The same year Meany refused to endorse the March for Jobs and Freedom, where Dr. King gave his “I Have a Dream” speech.

In contrast, Shawn Fain announced: “We went to each of the Big Three and proposed an expiration date of April 30, 2028. We did this for several reasons. First, this allows us to strike on May Day, or International Workers’ Day.”

The workers of Chicago gave May Day to the world in 1886 and their leaders were hanged for it. Even since then capitalists have tried to smother it.

Palestine is also a working-class issue. Just as Vietnam, Cambodia and Laos were bombed, U.S.-made bombs are being dropped on Gaza, killing thousands of Palestinian children.

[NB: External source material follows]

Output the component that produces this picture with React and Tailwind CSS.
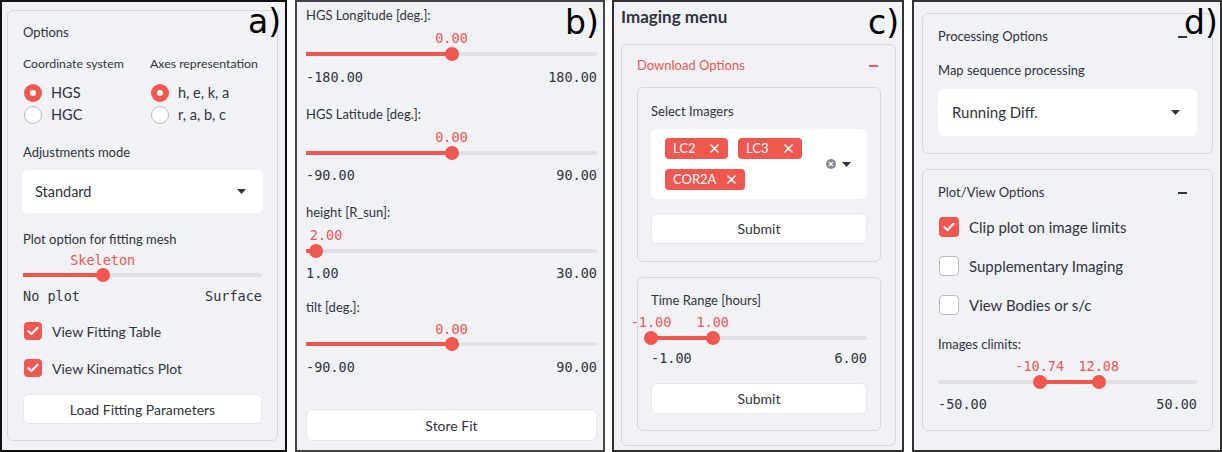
import React from "react";

const SANS = { fontFamily: "Lato, 'Noto Sans', sans-serif" };

function Caret() {
  return (
    <svg width="9" height="5" viewBox="0 0 9 5" className="shrink-0">
      <path d="M0 0 L9 0 L4.5 5 Z" fill="#31333f" />
    </svg>
  );
}

function Radio({ checked, label }) {
  return (
    <div className="flex items-center h-[18px] gap-[9px]">
      {checked ? (
        <div className="w-[18px] h-[18px] ml-[1px] rounded-full bg-[#f0574f] flex items-center justify-center">
          <div className="w-[6px] h-[6px] rounded-full bg-white" />
        </div>
      ) : (
        <div className="w-[18px] h-[18px] ml-[1px] rounded-full bg-white border border-[#b9bbc1]" />
      )}
      <span className="text-[14.5px] text-[#31333f] whitespace-nowrap">{label}</span>
    </div>
  );
}

function Checkbox({ checked, label, size = 18, textClass = "text-[14px]" }) {
  const box = size === 18 ? "w-[18px] h-[18px]" : "w-[20px] h-[20px]";
  return (
    <div className="flex items-center gap-[10px]">
      {checked ? (
        <div className={`${box} ml-[1px] rounded-[4px] bg-[#f0574f] flex items-center justify-center`}>
          <svg width="12" height="10" viewBox="0 0 12 10">
            <path d="M1.5 5.2 L4.5 8 L10.5 1.8" fill="none" stroke="white" strokeWidth="2.2" strokeLinecap="round" strokeLinejoin="round" />
          </svg>
        </div>
      ) : (
        <div className={`${box} ml-[1px] rounded-[4px] bg-white border border-[#b9bbc1]`} />
      )}
      <span className={`${textClass} text-[#31333f] whitespace-nowrap`}>{label}</span>
    </div>
  );
}

function Slider({ min, max, vals, labels, range = false, labelOffsets = [], valuesClass = "", trackClass = "" }) {
  const pct = (v) => ((v - min) / (max - min)) * 100;
  const ps = vals.map(pct);
  const fillFrom = range ? ps[0] : 0;
  const fillTo = range ? ps[1] : ps[0];
  return (
    <div>
      <div className={`relative h-[16px] ${valuesClass}`}>
        {labels.map((l, i) => (
          <span
            key={i}
            className="absolute top-0 -translate-x-1/2 text-[13.5px] leading-[16px] text-[#f0574f] whitespace-nowrap"
            style={{ left: `calc(${ps[i]}% + ${labelOffsets[i] || 0}px)`, fontFamily: "'DejaVu Sans Mono', monospace" }}
          >
            {l}
          </span>
        ))}
      </div>
      <div className={`relative h-[12px] ${trackClass}`}>
        <div className="absolute left-0 right-0 top-[4px] h-[4px] rounded-full bg-[#dfe1e7]" />
        <div
          className="absolute top-[4px] h-[4px] bg-[#f0574f]"
          style={{ left: `${fillFrom}%`, width: `${fillTo - fillFrom}%` }}
        />
        {ps.map((p, i) => (
          <div
            key={i}
            className="absolute -top-[1px] w-[14px] h-[14px] -translate-x-1/2 rounded-full bg-[#f0574f]"
            style={{ left: `${p}%` }}
          />
        ))}
      </div>
    </div>
  );
}

function Ticks({ left, right, className = "" }) {
  return (
    <div
      className={`flex justify-between h-[16px] items-center text-[13.5px] text-[#31333f] ${className}`}
      style={{ fontFamily: "'DejaVu Sans Mono', monospace" }}
    >
      <span>{left}</span>
      <span>{right}</span>
    </div>
  );
}

function Label({ children, className = "", size = "text-[13px]" }) {
  return <div className={`h-[20px] flex items-center ${size} text-[#31333f] whitespace-nowrap ${className}`}>{children}</div>;
}

function Button({ children, className = "" }) {
  return (
    <div className={`bg-white rounded-[6px] border border-[#e6e7ea] flex items-center justify-center text-[14px] text-[#31333f] ${className}`}>
      {children}
    </div>
  );
}

function PanelTag({ children, className = "" }) {
  return (
    <div
      className={`absolute text-[33px] leading-none text-black ${className}`}
      style={{ fontFamily: "'DejaVu Sans', sans-serif" }}
    >
      {children}
    </div>
  );
}

function Tag({ label, w }) {
  return (
    <div className={`h-[21px] ${w} rounded-[4px] bg-[#f0574f] flex items-center justify-between pl-[8px] pr-[9px] text-white text-[13px]`}>
      <span>{label}</span>
      <svg width="9" height="9" viewBox="0 0 9 9">
        <path d="M1 1 L8 8 M8 1 L1 8" stroke="white" strokeWidth="1.6" strokeLinecap="round" />
      </svg>
    </div>
  );
}

function Minus({ color }) {
  return <div className={`w-[9px] h-[1.5px] ${color}`} />;
}

export default function App() {
  return (
    <div className="w-[1222px] h-[452px] bg-white flex overflow-hidden" style={SANS}>
      {/* Panel a */}
      <div className="relative w-[287px] h-[452px] shrink-0 border-2 border-[#111] bg-[#f0f2f6] pl-[5px] pt-[8px]">
        <div className="w-[271px] h-[431px] border border-[#d6d8dd] rounded-[6px] px-[15px] pt-[12px]">
          <Label>Options</Label>
          <div className="flex mt-[11px]">
            <div className="w-[127px] shrink-0">
              <Label size="text-[12.3px]">Coordinate system</Label>
              <div className="mt-[10px]"><Radio checked label="HGS" /></div>
              <div className="mt-[4px]"><Radio label="HGC" /></div>
            </div>
            <div>
              <Label size="text-[12.3px]">Axes representation</Label>
              <div className="mt-[10px]"><Radio checked label="h, e, k, a" /></div>
              <div className="mt-[4px]"><Radio label="r, a, b, c" /></div>
            </div>
          </div>
          <Label className="mt-[19px]">Adjustments mode</Label>
          <div className="mt-[7px] h-[43px] -mx-[1px] bg-white rounded-[6px] flex items-center justify-between pl-[13px] pr-[17px]">
            <span className="text-[14.5px] text-[#31333f]">Standard</span>
            <Caret />
          </div>
          <Label className="mt-[17px]">Plot option for fitting mesh</Label>
          <Slider min={0} max={3} vals={[1]} labels={["Skeleton"]} valuesClass="mt-[2px]" trackClass="mt-[1px]" />
          <Ticks left="No plot" right="Surface" className="mt-[7px]" />
          <div className="mt-[18px] h-[18px] flex items-center"><Checkbox checked label="View Fitting Table" /></div>
          <div className="mt-[19px] h-[18px] flex items-center"><Checkbox checked label="View Kinematics Plot" /></div>
          <Button className="mt-[17px] h-[30px]">Load Fitting Parameters</Button>
        </div>
        <PanelTag className="left-[246px] top-[3px]">a)</PanelTag>
      </div>

      {/* Panel b */}
      <div className="relative ml-[8px] w-[310px] h-[452px] shrink-0 border-2 border-[#444] bg-[#f0f2f6] pl-[9px] pr-[6px] pt-[4px]">
        <Label>HGS Longitude [deg.]:</Label>
        <Slider min={-180} max={180} vals={[0]} labels={["0.00"]} valuesClass="mt-[4px]" trackClass="mt-[2px]" />
        <Ticks left="-180.00" right="180.00" className="mt-[9px]" />
        <Label className="mt-[20px]">HGS Latitude [deg.]:</Label>
        <Slider min={-90} max={90} vals={[0]} labels={["0.00"]} valuesClass="mt-[4px]" trackClass="mt-[2px]" />
        <Ticks left="-90.00" right="90.00" className="mt-[8px]" />
        <Label className="mt-[20px]">height [R_sun]:</Label>
        <Slider min={1} max={30} vals={[2]} labels={["2.00"]} labelOffsets={[10]} valuesClass="mt-[4px]" trackClass="mt-[2px]" />
        <Ticks left="1.00" right="30.00" className="mt-[8px]" />
        <Label className="mt-[17px]">tilt [deg.]:</Label>
        <Slider min={-90} max={90} vals={[0]} labels={["0.00"]} valuesClass="mt-[3px]" trackClass="mt-[1px]" />
        <Ticks left="-90.00" right="90.00" className="mt-[9px]" />
        <Button className="mt-[34px] h-[32px]">Store Fit</Button>
        <PanelTag className="left-[268px] top-[4px]">b)</PanelTag>
      </div>

      {/* Panel c */}
      <div className="relative ml-[7px] w-[292px] h-[452px] shrink-0 border-2 border-[#333] bg-[#f0f2f6] pl-[7px] pr-[6px] pt-[2px]">
        <div className="mt-[2px] h-[22px] flex items-center text-[17px] font-bold text-[#31333f]">Imaging menu</div>
        <div className="mt-[16px] w-[275px] h-[402px] border border-[#d6d8dd] rounded-[6px] pl-[15px] pr-[14px] pt-[11px]">
          <div className="h-[20px] flex items-center justify-between pr-[3px]">
            <span className="text-[13px] text-[#f0574f]">Download Options</span>
            <Minus color="bg-[#f0574f]" />
          </div>
          <div className="mt-[11px] h-[175px] border border-[#d6d8dd] rounded-[6px] px-[13px] pt-[14px]">
            <Label>Select Imagers</Label>
            <div className="mt-[7px] h-[70px] bg-white rounded-[6px] flex items-center justify-between pl-[14px] pr-[16px]">
              <div className="w-[150px] flex flex-wrap gap-x-[10px] gap-y-[10px]">
                <Tag label="LC2" w="w-[63px]" />
                <Tag label="LC3" w="w-[64px]" />
                <Tag label="COR2A" w="w-[80px]" />
              </div>
              <div className="flex items-center gap-[6px]">
                <svg width="10" height="10" viewBox="0 0 10 10">
                  <circle cx="5" cy="5" r="5" fill="#8b8d94" />
                  <path d="M3.2 3.2 L6.8 6.8 M6.8 3.2 L3.2 6.8" stroke="white" strokeWidth="1.2" />
                </svg>
                <Caret />
              </div>
            </div>
            <Button className="mt-[14px] h-[31px]">Submit</Button>
          </div>
          <div className="mt-[15px] h-[154px] border border-[#d6d8dd] rounded-[6px] px-[13px] pt-[13px]">
            <Label>Time Range [hours]</Label>
            <Slider min={-1} max={6} vals={[-1, 1]} labels={["-1.00", "1.00"]} range valuesClass="mt-[3px]" trackClass="mt-[2px]" />
            <Ticks left="-1.00" right="6.00" className="mt-[6px]" />
            <Button className="mt-[17px] h-[31px]">Submit</Button>
          </div>
        </div>
        <PanelTag className="left-[254px] top-[4px]">c)</PanelTag>
      </div>

      {/* Panel d */}
      <div className="relative ml-[8px] w-[310px] h-[452px] shrink-0 border-2 border-[#333] bg-[#f0f2f6] pl-[8px] pt-[11px]">
        <div className="w-[291px] h-[141px] border border-[#d6d8dd] rounded-[6px] px-[15px] pt-[13px]">
          <div className="h-[20px] flex items-center justify-between pr-[10px]">
            <span className="text-[13px] text-[#31333f]">Processing Options</span>
            <Minus color="bg-[#31333f]" />
          </div>
          <Label className="mt-[14px]">Map sequence processing</Label>
          <div className="mt-[8px] h-[47px] bg-white rounded-[6px] flex items-center justify-between pl-[14px] pr-[17px]">
            <span className="text-[15px] text-[#31333f]">Running Diff.</span>
            <Caret />
          </div>
        </div>
        <div className="mt-[15px] w-[291px] h-[262px] border border-[#d6d8dd] rounded-[6px] px-[15px] pt-[13px]">
          <div className="h-[20px] flex items-center justify-between pr-[10px]">
            <span className="text-[13px] text-[#31333f]">Plot/View Options</span>
            <Minus color="bg-[#31333f]" />
          </div>
          <div className="mt-[14px] h-[20px] flex items-center"><Checkbox checked size={20} textClass="text-[15px]" label="Clip plot on image limits" /></div>
          <div className="mt-[19px] h-[20px] flex items-center"><Checkbox size={20} textClass="text-[15px]" label="Supplementary Imaging" /></div>
          <div className="mt-[19px] h-[20px] flex items-center"><Checkbox size={20} textClass="text-[15px]" label="View Bodies or s/c" /></div>
          <Label className="mt-[20px]">Images climits:</Label>
          <Slider min={-50} max={50} vals={[-10.74, 12.08]} labels={["-10.74", "12.08"]} range valuesClass="mt-[3px]" trackClass="mt-[2px]" />
          <Ticks left="-50.00" right="50.00" className="mt-[8px]" />
        </div>
        <PanelTag className="left-[270px] top-[4px]">d)</PanelTag>
      </div>
    </div>
  );
}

President Biden is demanding billions of more dollars to kill Palestinians. There’s nothing more cynical in U.S. history than the Big Oil government in Washington supporting the Zionist regime occupying Palestine. 

U.S. war secretary Henry Stimson refused to bomb the railroad tracks leading to the Auschwitz extermination camp. Anne Frank’s family was denied a U.S. visa.

Henry Ford was the biggest Jew-baiter in U.S. history. His car dealers distributed a Ford-owned newspaper that ran a 91-week long lying series called the “The International Jew.”

Ford was also a union-buster, whose thugs beat up UAW organizers, including future union president Walter Reuther. 

GM’s Opel subsidiary was Hitler’s biggest truck maker. IBM’s punch cards were indispensable to organize the extermination of Jewish and Roma people.

None of this prevents the Israeli regime from allowing Ford, GM and IBM to have facilities in occupied Palestine.

Mark Diamondstein, who is Jewish, is president of the 200,000-strong American Postal Workers Union. At a recent AFL-CIO executive council meeting, Diamondstein urged the council to demand a ceasefire in Israel’s attacks.

All of labor should support the APWU president. “Solidarity Forever” means solidarity with all oppressed people, including the children of Gaza.